Why Don’t We Get Drunk (And Screw) is a parody song. It’s meant to be a riff on the whole structure of ‘the love song’ on the radio, and it was part of Jimmy’s standard ongoing beef with the radio, which generally didn’t give him a lot of success. It’s also weird that people seem to now think of it unironically. It’s a song he’s revised a lot, including a kid’s version, Why Don’t We Drink Milk At School. I never heard this one growing up, seems dad was willing to hide this one specific song on a vinyl. It did come at the end of a side, making it easier to sneak away.

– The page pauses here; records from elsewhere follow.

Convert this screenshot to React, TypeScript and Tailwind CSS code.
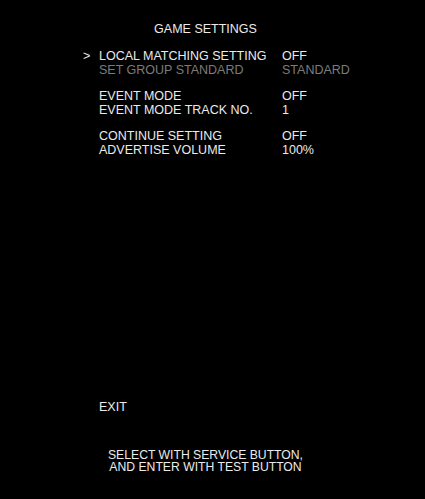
const groups: { label: string; value: string; dim?: boolean; cursor?: boolean }[][] = [
  [
    { label: "LOCAL MATCHING SETTING", value: "OFF", cursor: true },
    { label: "SET GROUP STANDARD", value: "STANDARD", dim: true },
  ],
  [
    { label: "EVENT MODE", value: "OFF" },
    { label: "EVENT MODE TRACK NO.", value: "1" },
  ],
  [
    { label: "CONTINUE SETTING", value: "OFF" },
    { label: "ADVERTISE VOLUME", value: "100%" },
  ],
];

export default function App() {
  return (
    <div
      className="w-[425px] h-[499px] bg-black text-[#ebebeb] text-[12.5px] leading-[14px] flex flex-col"
      style={{ fontFamily: '"Liberation Sans", Arial, sans-serif' }}
    >
      <div className="w-[411px] text-center pt-[22px]">GAME SETTINGS</div>

      <div className="pl-[83px] mt-[13px] flex flex-col gap-3">
        {groups.map((g, i) => (
          <div key={i} className="flex flex-col">
            {g.map((row) => (
              <div
                key={row.label}
                className={`grid grid-cols-[16px_183px_auto] ${row.dim ? "text-[#7c7c7c]" : ""}`}
              >
                <span>{row.cursor ? ">" : ""}</span>
                <span>{row.label}</span>
                <span>{row.value}</span>
              </div>
            ))}
          </div>
        ))}
      </div>

      <div className="pl-[99px] mt-auto">EXIT</div>

      <div className="w-[411px] text-center text-[12.2px] leading-[12px] mt-[35px] mb-[26px]">
        <div>SELECT WITH SERVICE BUTTON,</div>
        <div>AND ENTER WITH TEST BUTTON</div>
      </div>
    </div>
  );
}
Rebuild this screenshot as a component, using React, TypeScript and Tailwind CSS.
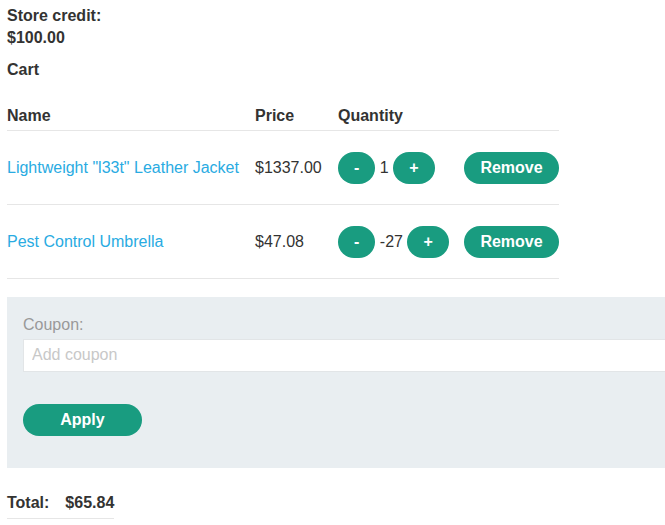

Still, it all ends up on the final song, a song that for the longest time I was absolutely convinced was some tragic, true story about Jimmy discovering his brother was a beautiful, amazing poet and wanting to honour him posthumously. It’s not a true story, but it’s a retelling of many true stories, all kind of cooked together. It’s one of my favourite Jimmy songs, and part of what I love about it is that it’s a very singable version of the kind of song it is. It’s sad and wistful, but that wist doesn’t mean the song breaks down as a song.

I love this album but I love it because it has He Went to Paris and Death of An Unpopular Poet. The janglier, louder, faster stuff I love from Jimmy isn’t on this, and I can honestly take or leave the majority of the remaining songs, but I have fun memories of sitting around with my cousin, uncle, and dad, and singing, together, The Peanut Butter Conspiracy, so it’s always going to hit a soft spot for me.

Good album? Great album? It’s not like any song on it is bad, it’s just that this album has ‘merely’ two amazing songs on it, and those two songs kind of replicate one another, as reflective and mournful stories about unfulfilled goals.